Now, there are some drawbacks to OCR and its search capabilities.  Ian Milligan blogged about his experience using digitized newspaper databases in his research.  He warned that there are some drawbacks to using OCR.  He used the example of the Toronto Star since they digitized 110-years worth of microfilmed newspapers in just four months.  Some errors are bound to be made in a rush job like that.  He noted that microfilm streaks can obscure characters, tilted pages or characters can be missed, and hyphenations across two lines are not accounted for.  He implied that we ought to hold content providers accountable by asking questions as to how their database works, but we should also dig in to the database more and be more thorough with our searching.  For example, if we know a certain event occurred on a particular date, it may be worth just browsing around articles written on that date and around that time, maybe serendipity will reward us with the “golden article” that we need.

Finally, I also wonder about the long-term impact of scanning the web.  For me, the internet is kind of like an all-you-can-eat buffet, everything looks so good that I dare not take a heaping plate of any one thing since I might miss out on something else.  The drawback of this type of search is that I often don’t take the time to really immerse myself in anything.  I find the quote I’m looking for, and I move on to the next article.  Nicholas Carr wrote an intriguing piece entitled “Is Google Making us Stupid?“.  He talks about how his reading habits have changed with the advent of the internet.  He confessed that though the internet has been a godsend to him as a writer, he is no longer able to focus on long articles and gets easily distracted.  He reminisced “Once I was a scuba diver in the sea of words.

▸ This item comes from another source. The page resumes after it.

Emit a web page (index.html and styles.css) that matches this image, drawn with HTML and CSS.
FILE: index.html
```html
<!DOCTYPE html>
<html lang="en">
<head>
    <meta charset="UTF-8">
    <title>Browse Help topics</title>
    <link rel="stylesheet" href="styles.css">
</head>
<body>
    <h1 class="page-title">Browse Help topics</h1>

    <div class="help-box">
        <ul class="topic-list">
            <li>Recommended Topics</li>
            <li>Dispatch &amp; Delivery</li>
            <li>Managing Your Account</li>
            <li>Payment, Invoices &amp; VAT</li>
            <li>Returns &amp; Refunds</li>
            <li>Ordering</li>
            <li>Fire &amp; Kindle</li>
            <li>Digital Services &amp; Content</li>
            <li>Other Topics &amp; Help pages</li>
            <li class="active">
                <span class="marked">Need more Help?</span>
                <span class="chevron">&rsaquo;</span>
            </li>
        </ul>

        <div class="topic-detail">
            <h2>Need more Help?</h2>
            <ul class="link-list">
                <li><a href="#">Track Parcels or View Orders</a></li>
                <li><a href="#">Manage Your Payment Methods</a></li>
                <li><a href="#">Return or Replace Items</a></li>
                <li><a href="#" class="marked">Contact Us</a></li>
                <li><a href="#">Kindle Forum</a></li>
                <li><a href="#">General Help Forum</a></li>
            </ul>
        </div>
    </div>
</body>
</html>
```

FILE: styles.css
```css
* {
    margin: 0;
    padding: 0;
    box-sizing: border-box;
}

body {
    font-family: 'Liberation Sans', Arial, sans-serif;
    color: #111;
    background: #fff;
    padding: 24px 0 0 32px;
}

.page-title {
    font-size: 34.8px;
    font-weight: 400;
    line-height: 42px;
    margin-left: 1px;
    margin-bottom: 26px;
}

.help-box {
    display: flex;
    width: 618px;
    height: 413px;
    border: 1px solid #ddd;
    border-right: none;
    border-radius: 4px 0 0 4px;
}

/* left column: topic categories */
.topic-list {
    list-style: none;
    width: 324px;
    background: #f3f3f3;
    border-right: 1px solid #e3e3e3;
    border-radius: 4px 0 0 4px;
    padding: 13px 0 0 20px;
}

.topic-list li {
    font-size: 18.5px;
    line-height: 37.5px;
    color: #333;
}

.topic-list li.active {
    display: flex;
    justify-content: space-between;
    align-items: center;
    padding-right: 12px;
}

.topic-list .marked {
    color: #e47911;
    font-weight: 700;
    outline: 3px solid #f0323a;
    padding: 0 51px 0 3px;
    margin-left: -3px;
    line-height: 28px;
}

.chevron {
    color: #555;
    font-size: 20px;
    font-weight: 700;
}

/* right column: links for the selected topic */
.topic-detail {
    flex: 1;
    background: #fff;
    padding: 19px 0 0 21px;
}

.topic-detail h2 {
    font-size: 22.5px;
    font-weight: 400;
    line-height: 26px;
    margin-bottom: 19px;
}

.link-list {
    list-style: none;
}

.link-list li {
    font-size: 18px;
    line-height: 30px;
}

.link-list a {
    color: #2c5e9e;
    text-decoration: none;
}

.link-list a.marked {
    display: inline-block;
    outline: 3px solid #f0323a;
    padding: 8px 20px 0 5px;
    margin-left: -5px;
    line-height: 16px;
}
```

Now I zip along the surface like a guy on a Jet Ski.”  Though his article is purely anecdotal, I find I can relate to much of what he’s talking about; and I wonder if the amount of time I’ve logged on the internet since I was 14 is the reason why I dislike reading most books, and rarely do it for fun.

For class next week

1. Reflect upon Carr’s article, can you relate to Carr and his experience?  Is he just a “worrywart” with what he feels?

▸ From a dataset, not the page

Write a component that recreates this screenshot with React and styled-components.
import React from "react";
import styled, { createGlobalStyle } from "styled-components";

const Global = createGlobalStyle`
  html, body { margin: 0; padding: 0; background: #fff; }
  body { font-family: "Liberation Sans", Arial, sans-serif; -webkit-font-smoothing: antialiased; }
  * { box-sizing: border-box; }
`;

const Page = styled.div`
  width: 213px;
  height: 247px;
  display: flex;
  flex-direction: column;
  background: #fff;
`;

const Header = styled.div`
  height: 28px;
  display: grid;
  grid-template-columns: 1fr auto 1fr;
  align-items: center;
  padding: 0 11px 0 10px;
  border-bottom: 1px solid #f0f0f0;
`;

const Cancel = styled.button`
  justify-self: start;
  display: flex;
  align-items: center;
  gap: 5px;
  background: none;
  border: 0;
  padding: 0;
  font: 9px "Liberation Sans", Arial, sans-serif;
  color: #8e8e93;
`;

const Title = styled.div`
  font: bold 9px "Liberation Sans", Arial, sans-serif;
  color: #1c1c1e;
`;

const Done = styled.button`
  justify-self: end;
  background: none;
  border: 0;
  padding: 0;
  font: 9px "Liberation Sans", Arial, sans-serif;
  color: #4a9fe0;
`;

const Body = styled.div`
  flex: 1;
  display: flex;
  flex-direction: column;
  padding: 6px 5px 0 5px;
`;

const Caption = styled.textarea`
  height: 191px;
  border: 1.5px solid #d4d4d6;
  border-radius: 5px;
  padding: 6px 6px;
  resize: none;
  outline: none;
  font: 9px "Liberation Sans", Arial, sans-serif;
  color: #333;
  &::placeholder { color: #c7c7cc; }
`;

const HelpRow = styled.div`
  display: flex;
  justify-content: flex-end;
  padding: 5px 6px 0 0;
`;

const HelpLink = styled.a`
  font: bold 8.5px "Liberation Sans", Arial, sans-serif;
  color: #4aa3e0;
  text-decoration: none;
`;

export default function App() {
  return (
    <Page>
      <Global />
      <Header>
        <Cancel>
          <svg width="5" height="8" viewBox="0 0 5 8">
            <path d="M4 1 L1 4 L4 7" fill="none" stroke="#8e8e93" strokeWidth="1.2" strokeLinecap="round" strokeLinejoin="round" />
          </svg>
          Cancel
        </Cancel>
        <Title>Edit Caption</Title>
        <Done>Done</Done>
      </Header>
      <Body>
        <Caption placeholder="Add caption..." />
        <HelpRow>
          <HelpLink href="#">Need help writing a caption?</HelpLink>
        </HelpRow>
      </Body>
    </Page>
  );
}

2. Try playing with the Google Ngram Viewer.  Could you discover any neat trends? Any drawbacks or deficiencies to using this tool?

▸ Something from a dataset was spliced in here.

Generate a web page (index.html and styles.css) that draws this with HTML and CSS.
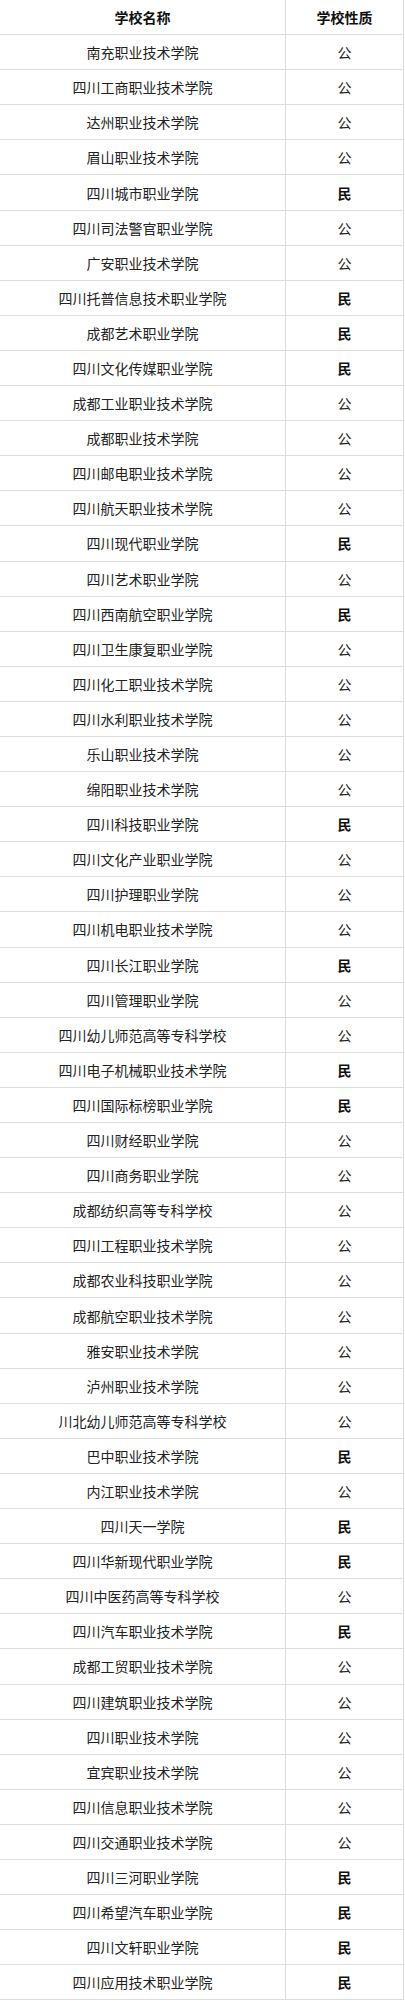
FILE: index.html
```html
<!DOCTYPE html>
<html lang="zh-CN">
<head>
<meta charset="utf-8">
<title>四川高职院校</title>
<link rel="stylesheet" href="styles.css">
</head>
<body>
<table class="schools">
<thead>
<tr><th class="name">学校名称</th><th class="type">学校性质</th></tr>
</thead>
<tbody>
<tr><td>南充职业技术学院</td><td>公</td></tr>
<tr><td>四川工商职业技术学院</td><td>公</td></tr>
<tr><td>达州职业技术学院</td><td>公</td></tr>
<tr><td>眉山职业技术学院</td><td>公</td></tr>
<tr><td>四川城市职业学院</td><td class="min">民</td></tr>
<tr><td>四川司法警官职业学院</td><td>公</td></tr>
<tr><td>广安职业技术学院</td><td>公</td></tr>
<tr><td>四川托普信息技术职业学院</td><td class="min">民</td></tr>
<tr><td>成都艺术职业学院</td><td class="min">民</td></tr>
<tr><td>四川文化传媒职业学院</td><td class="min">民</td></tr>
<tr><td>成都工业职业技术学院</td><td>公</td></tr>
<tr><td>成都职业技术学院</td><td>公</td></tr>
<tr><td>四川邮电职业技术学院</td><td>公</td></tr>
<tr><td>四川航天职业技术学院</td><td>公</td></tr>
<tr><td>四川现代职业学院</td><td class="min">民</td></tr>
<tr><td>四川艺术职业学院</td><td>公</td></tr>
<tr><td>四川西南航空职业学院</td><td class="min">民</td></tr>
<tr><td>四川卫生康复职业学院</td><td>公</td></tr>
<tr><td>四川化工职业技术学院</td><td>公</td></tr>
<tr><td>四川水利职业技术学院</td><td>公</td></tr>
<tr><td>乐山职业技术学院</td><td>公</td></tr>
<tr><td>绵阳职业技术学院</td><td>公</td></tr>
<tr><td>四川科技职业学院</td><td class="min">民</td></tr>
<tr><td>四川文化产业职业学院</td><td>公</td></tr>
<tr><td>四川护理职业学院</td><td>公</td></tr>
<tr><td>四川机电职业技术学院</td><td>公</td></tr>
<tr><td>四川长江职业学院</td><td class="min">民</td></tr>
<tr><td>四川管理职业学院</td><td>公</td></tr>
<tr><td>四川幼儿师范高等专科学校</td><td>公</td></tr>
<tr><td>四川电子机械职业技术学院</td><td class="min">民</td></tr>
<tr><td>四川国际标榜职业学院</td><td class="min">民</td></tr>
<tr><td>四川财经职业学院</td><td>公</td></tr>
<tr><td>四川商务职业学院</td><td>公</td></tr>
<tr><td>成都纺织高等专科学校</td><td>公</td></tr>
<tr><td>四川工程职业技术学院</td><td>公</td></tr>
<tr><td>成都农业科技职业学院</td><td>公</td></tr>
<tr><td>成都航空职业技术学院</td><td>公</td></tr>
<tr><td>雅安职业技术学院</td><td>公</td></tr>
<tr><td>泸州职业技术学院</td><td>公</td></tr>
<tr><td>川北幼儿师范高等专科学校</td><td>公</td></tr>
<tr><td>巴中职业技术学院</td><td class="min">民</td></tr>
<tr><td>内江职业技术学院</td><td>公</td></tr>
<tr><td>四川天一学院</td><td class="min">民</td></tr>
<tr><td>四川华新现代职业学院</td><td class="min">民</td></tr>
<tr><td>四川中医药高等专科学校</td><td>公</td></tr>
<tr><td>四川汽车职业技术学院</td><td class="min">民</td></tr>
<tr><td>成都工贸职业技术学院</td><td>公</td></tr>
<tr><td>四川建筑职业技术学院</td><td>公</td></tr>
<tr><td>四川职业技术学院</td><td>公</td></tr>
<tr><td>宜宾职业技术学院</td><td>公</td></tr>
<tr><td>四川信息职业技术学院</td><td>公</td></tr>
<tr><td>四川交通职业技术学院</td><td>公</td></tr>
<tr><td>四川三河职业学院</td><td class="min">民</td></tr>
<tr><td>四川希望汽车职业学院</td><td class="min">民</td></tr>
<tr><td>四川文轩职业学院</td><td class="min">民</td></tr>
<tr><td>四川应用技术职业学院</td><td class="min">民</td></tr>
</tbody>
</table>
</body>
</html>
```

FILE: styles.css
```css
html, body {
  margin: 0;
  padding: 0;
  background: #ffffff;
}

body {
  font-family: "Noto Sans CJK SC", "Noto Sans", sans-serif;
  color: #222222;
  font-size: 14px;
}

.schools {
  border-collapse: collapse;
  width: 405px;
  margin: -1px 0 0 -1px;
  table-layout: fixed;
}

.schools th,
.schools td {
  border: 1px solid #dddddd;
  text-align: center;
  vertical-align: middle;
  padding: 0;
  height: 34.1px;
  line-height: 20px;
  font-size: 14px;
  font-weight: 400;
}

.schools th {
  font-weight: 700;
  color: #111111;
}

.schools .name {
  width: 285px;
}

.schools .min {
  font-weight: 700;
  color: #111111;
}
```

5 thoughts on “What OCR can do for You!

  1. Thanks for this post! Not only is it informative – but any blog that uses a clip from one of my all-time favourite Disney movies has to be great!

    I agree with you that our reading habits have most likely changed since the days before the Internet. Even when I am reading a good novel I find myself skipping over pages or skimming chapters because I am losing focus. I sometimes even read the end first because I can’t wait and need to know what the conclusion is (and if my favourite characters died). I suppose these are all apart of our generation and how our culture is in desperate need of all information on an immediate basis. But interesting points to think about!

  2. Very interesting post Joel! I loved the Beauty and Beast clip, a great example for us 80s and 90s kids to relate to, definitely not that simple society anymore.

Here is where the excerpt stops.